What you have to do
Transcribe the lines below verbatim, skipping the images.

Information supplied
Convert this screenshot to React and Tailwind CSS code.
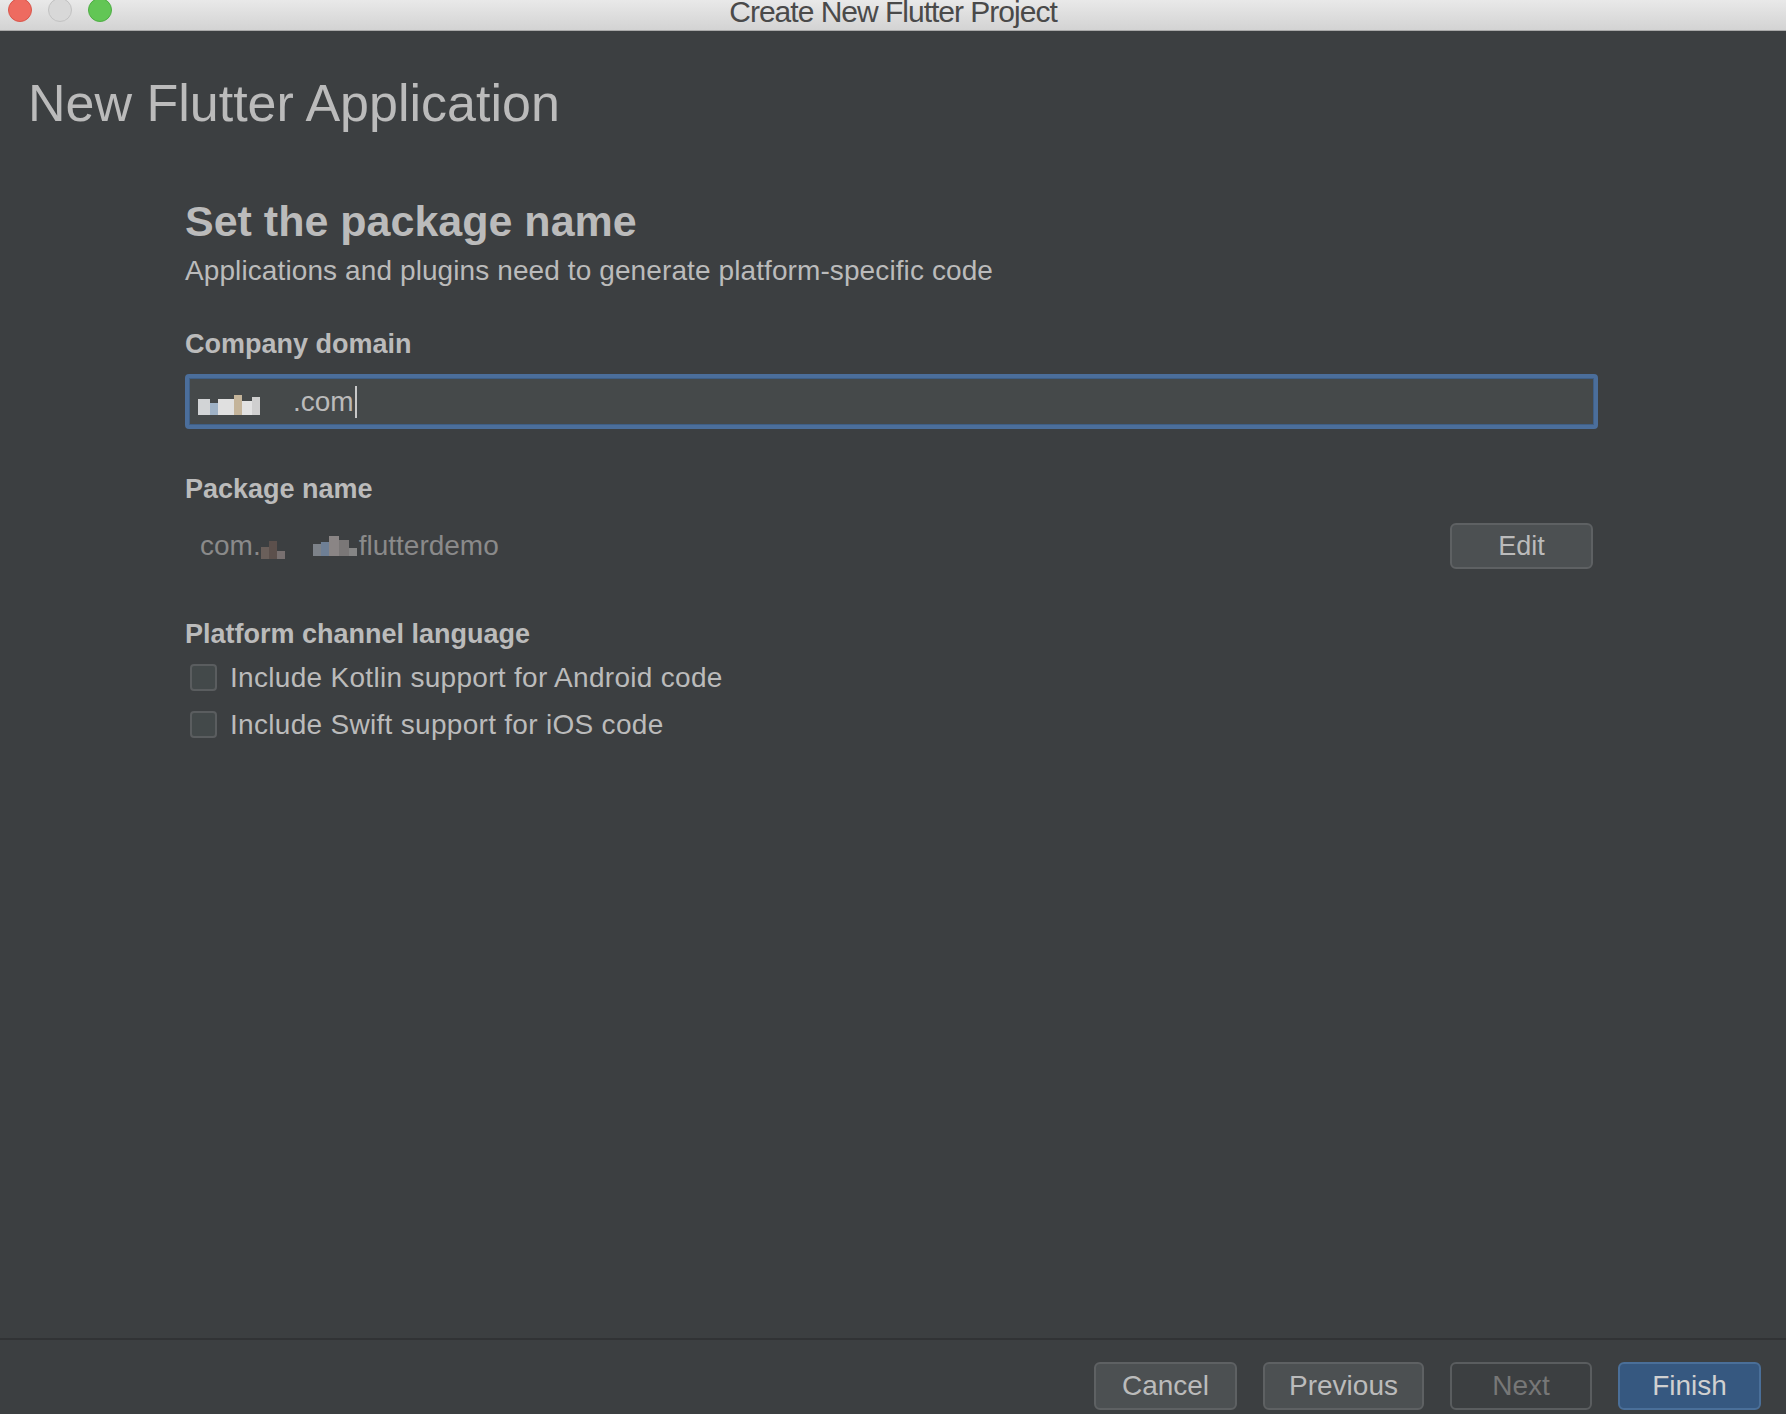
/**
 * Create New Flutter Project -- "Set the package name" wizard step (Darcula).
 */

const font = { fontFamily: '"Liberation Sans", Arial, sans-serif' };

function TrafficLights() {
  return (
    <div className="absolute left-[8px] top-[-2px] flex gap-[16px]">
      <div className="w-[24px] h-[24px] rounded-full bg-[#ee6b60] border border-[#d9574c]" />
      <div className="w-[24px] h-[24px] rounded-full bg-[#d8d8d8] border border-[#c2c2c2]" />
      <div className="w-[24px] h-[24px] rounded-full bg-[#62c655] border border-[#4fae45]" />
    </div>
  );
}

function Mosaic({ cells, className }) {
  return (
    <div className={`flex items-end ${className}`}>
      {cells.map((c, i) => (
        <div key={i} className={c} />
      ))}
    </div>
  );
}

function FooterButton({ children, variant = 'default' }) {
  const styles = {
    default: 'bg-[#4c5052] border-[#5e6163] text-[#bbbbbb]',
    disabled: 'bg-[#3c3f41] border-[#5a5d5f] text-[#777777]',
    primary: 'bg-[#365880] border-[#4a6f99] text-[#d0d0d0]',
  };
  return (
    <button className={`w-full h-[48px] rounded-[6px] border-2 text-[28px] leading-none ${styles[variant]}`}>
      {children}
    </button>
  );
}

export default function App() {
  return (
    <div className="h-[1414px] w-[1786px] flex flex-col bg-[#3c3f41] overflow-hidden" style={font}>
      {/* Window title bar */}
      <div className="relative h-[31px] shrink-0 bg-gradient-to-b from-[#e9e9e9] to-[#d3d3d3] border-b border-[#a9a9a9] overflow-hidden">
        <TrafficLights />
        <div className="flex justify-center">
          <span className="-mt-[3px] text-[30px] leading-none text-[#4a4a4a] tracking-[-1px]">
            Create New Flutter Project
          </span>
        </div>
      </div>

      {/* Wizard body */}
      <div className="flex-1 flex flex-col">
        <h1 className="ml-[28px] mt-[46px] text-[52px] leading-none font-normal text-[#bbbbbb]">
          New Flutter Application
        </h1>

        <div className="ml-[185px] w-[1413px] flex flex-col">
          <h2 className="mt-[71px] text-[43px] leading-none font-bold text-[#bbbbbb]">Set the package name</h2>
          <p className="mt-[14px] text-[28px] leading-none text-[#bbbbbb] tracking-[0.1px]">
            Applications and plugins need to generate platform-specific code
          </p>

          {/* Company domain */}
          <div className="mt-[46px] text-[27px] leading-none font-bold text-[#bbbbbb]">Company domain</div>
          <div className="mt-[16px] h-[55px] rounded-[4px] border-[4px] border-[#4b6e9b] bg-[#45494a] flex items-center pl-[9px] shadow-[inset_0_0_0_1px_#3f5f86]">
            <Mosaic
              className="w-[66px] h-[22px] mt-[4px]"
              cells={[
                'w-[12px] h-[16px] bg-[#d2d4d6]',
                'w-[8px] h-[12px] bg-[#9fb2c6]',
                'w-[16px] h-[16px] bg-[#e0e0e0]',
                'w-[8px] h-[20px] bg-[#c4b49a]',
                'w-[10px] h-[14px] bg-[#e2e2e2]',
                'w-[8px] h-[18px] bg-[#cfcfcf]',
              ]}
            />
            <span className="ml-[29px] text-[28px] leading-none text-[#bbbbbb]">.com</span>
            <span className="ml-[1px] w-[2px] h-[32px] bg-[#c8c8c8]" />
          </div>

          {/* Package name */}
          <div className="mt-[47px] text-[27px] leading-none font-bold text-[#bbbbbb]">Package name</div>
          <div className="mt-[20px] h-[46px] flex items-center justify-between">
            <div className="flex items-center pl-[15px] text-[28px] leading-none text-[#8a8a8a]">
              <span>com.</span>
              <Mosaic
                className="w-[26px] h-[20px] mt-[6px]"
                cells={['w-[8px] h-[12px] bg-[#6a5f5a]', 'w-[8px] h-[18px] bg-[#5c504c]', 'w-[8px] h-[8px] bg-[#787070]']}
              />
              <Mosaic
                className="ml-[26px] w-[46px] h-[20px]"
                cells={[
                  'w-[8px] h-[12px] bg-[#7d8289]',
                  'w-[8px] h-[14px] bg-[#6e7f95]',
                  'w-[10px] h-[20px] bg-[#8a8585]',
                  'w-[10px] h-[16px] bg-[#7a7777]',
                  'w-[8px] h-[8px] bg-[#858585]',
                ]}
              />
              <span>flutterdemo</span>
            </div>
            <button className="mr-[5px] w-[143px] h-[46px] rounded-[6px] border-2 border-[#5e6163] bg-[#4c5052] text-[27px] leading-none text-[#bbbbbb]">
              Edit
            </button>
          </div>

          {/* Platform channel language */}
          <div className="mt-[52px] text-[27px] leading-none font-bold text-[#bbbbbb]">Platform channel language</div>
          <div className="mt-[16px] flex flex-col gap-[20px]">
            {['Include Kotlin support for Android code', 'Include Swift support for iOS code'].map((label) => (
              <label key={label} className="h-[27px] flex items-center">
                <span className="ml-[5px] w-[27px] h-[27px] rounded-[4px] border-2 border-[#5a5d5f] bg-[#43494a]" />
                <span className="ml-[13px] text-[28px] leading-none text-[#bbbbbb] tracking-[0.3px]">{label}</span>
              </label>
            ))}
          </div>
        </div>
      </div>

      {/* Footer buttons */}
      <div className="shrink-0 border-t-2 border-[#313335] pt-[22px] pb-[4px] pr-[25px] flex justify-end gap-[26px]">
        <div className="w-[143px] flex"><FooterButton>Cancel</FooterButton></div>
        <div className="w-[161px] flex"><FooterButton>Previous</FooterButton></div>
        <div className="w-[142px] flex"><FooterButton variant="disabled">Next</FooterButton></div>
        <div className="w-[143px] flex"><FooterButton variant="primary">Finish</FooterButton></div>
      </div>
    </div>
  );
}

Expected answer
Convert this screenshot to React and Tailwind CSS code.
/**
 * Create New Flutter Project -- "Set the package name" wizard step (Darcula).
 */

const font = { fontFamily: '"Liberation Sans", Arial, sans-serif' };

function TrafficLights() {
  return (
    <div className="absolute left-[8px] top-[-2px] flex gap-[16px]">
      <div className="w-[24px] h-[24px] rounded-full bg-[#ee6b60] border border-[#d9574c]" />
      <div className="w-[24px] h-[24px] rounded-full bg-[#d8d8d8] border border-[#c2c2c2]" />
      <div className="w-[24px] h-[24px] rounded-full bg-[#62c655] border border-[#4fae45]" />
    </div>
  );
}

function Mosaic({ cells, className }) {
  return (
    <div className={`flex items-end ${className}`}>
      {cells.map((c, i) => (
        <div key={i} className={c} />
      ))}
    </div>
  );
}

function FooterButton({ children, variant = 'default' }) {
  const styles = {
    default: 'bg-[#4c5052] border-[#5e6163] text-[#bbbbbb]',
    disabled: 'bg-[#3c3f41] border-[#5a5d5f] text-[#777777]',
    primary: 'bg-[#365880] border-[#4a6f99] text-[#d0d0d0]',
  };
  return (
    <button className={`w-full h-[48px] rounded-[6px] border-2 text-[28px] leading-none ${styles[variant]}`}>
      {children}
    </button>
  );
}

export default function App() {
  return (
    <div className="h-[1414px] w-[1786px] flex flex-col bg-[#3c3f41] overflow-hidden" style={font}>
      {/* Window title bar */}
      <div className="relative h-[31px] shrink-0 bg-gradient-to-b from-[#e9e9e9] to-[#d3d3d3] border-b border-[#a9a9a9] overflow-hidden">
        <TrafficLights />
        <div className="flex justify-center">
          <span className="-mt-[3px] text-[30px] leading-none text-[#4a4a4a] tracking-[-1px]">
            Create New Flutter Project
          </span>
        </div>
      </div>

      {/* Wizard body */}
      <div className="flex-1 flex flex-col">
        <h1 className="ml-[28px] mt-[46px] text-[52px] leading-none font-normal text-[#bbbbbb]">
          New Flutter Application
        </h1>

        <div className="ml-[185px] w-[1413px] flex flex-col">
          <h2 className="mt-[71px] text-[43px] leading-none font-bold text-[#bbbbbb]">Set the package name</h2>
          <p className="mt-[14px] text-[28px] leading-none text-[#bbbbbb] tracking-[0.1px]">
            Applications and plugins need to generate platform-specific code
          </p>

          {/* Company domain */}
          <div className="mt-[46px] text-[27px] leading-none font-bold text-[#bbbbbb]">Company domain</div>
          <div className="mt-[16px] h-[55px] rounded-[4px] border-[4px] border-[#4b6e9b] bg-[#45494a] flex items-center pl-[9px] shadow-[inset_0_0_0_1px_#3f5f86]">
            <Mosaic
              className="w-[66px] h-[22px] mt-[4px]"
              cells={[
                'w-[12px] h-[16px] bg-[#d2d4d6]',
                'w-[8px] h-[12px] bg-[#9fb2c6]',
                'w-[16px] h-[16px] bg-[#e0e0e0]',
                'w-[8px] h-[20px] bg-[#c4b49a]',
                'w-[10px] h-[14px] bg-[#e2e2e2]',
                'w-[8px] h-[18px] bg-[#cfcfcf]',
              ]}
            />
            <span className="ml-[29px] text-[28px] leading-none text-[#bbbbbb]">.com</span>
            <span className="ml-[1px] w-[2px] h-[32px] bg-[#c8c8c8]" />
          </div>

          {/* Package name */}
          <div className="mt-[47px] text-[27px] leading-none font-bold text-[#bbbbbb]">Package name</div>
          <div className="mt-[20px] h-[46px] flex items-center justify-between">
            <div className="flex items-center pl-[15px] text-[28px] leading-none text-[#8a8a8a]">
              <span>com.</span>
              <Mosaic
                className="w-[26px] h-[20px] mt-[6px]"
                cells={['w-[8px] h-[12px] bg-[#6a5f5a]', 'w-[8px] h-[18px] bg-[#5c504c]', 'w-[8px] h-[8px] bg-[#787070]']}
              />
              <Mosaic
                className="ml-[26px] w-[46px] h-[20px]"
                cells={[
                  'w-[8px] h-[12px] bg-[#7d8289]',
                  'w-[8px] h-[14px] bg-[#6e7f95]',
                  'w-[10px] h-[20px] bg-[#8a8585]',
                  'w-[10px] h-[16px] bg-[#7a7777]',
                  'w-[8px] h-[8px] bg-[#858585]',
                ]}
              />
              <span>flutterdemo</span>
            </div>
            <button className="mr-[5px] w-[143px] h-[46px] rounded-[6px] border-2 border-[#5e6163] bg-[#4c5052] text-[27px] leading-none text-[#bbbbbb]">
              Edit
            </button>
          </div>

          {/* Platform channel language */}
          <div className="mt-[52px] text-[27px] leading-none font-bold text-[#bbbbbb]">Platform channel language</div>
          <div className="mt-[16px] flex flex-col gap-[20px]">
            {['Include Kotlin support for Android code', 'Include Swift support for iOS code'].map((label) => (
              <label key={label} className="h-[27px] flex items-center">
                <span className="ml-[5px] w-[27px] h-[27px] rounded-[4px] border-2 border-[#5a5d5f] bg-[#43494a]" />
                <span className="ml-[13px] text-[28px] leading-none text-[#bbbbbb] tracking-[0.3px]">{label}</span>
              </label>
            ))}
          </div>
        </div>
      </div>

      {/* Footer buttons */}
      <div className="shrink-0 border-t-2 border-[#313335] pt-[22px] pb-[4px] pr-[25px] flex justify-end gap-[26px]">
        <div className="w-[143px] flex"><FooterButton>Cancel</FooterButton></div>
        <div className="w-[161px] flex"><FooterButton>Previous</FooterButton></div>
        <div className="w-[142px] flex"><FooterButton variant="disabled">Next</FooterButton></div>
        <div className="w-[143px] flex"><FooterButton variant="primary">Finish</FooterButton></div>
      </div>
    </div>
  );
}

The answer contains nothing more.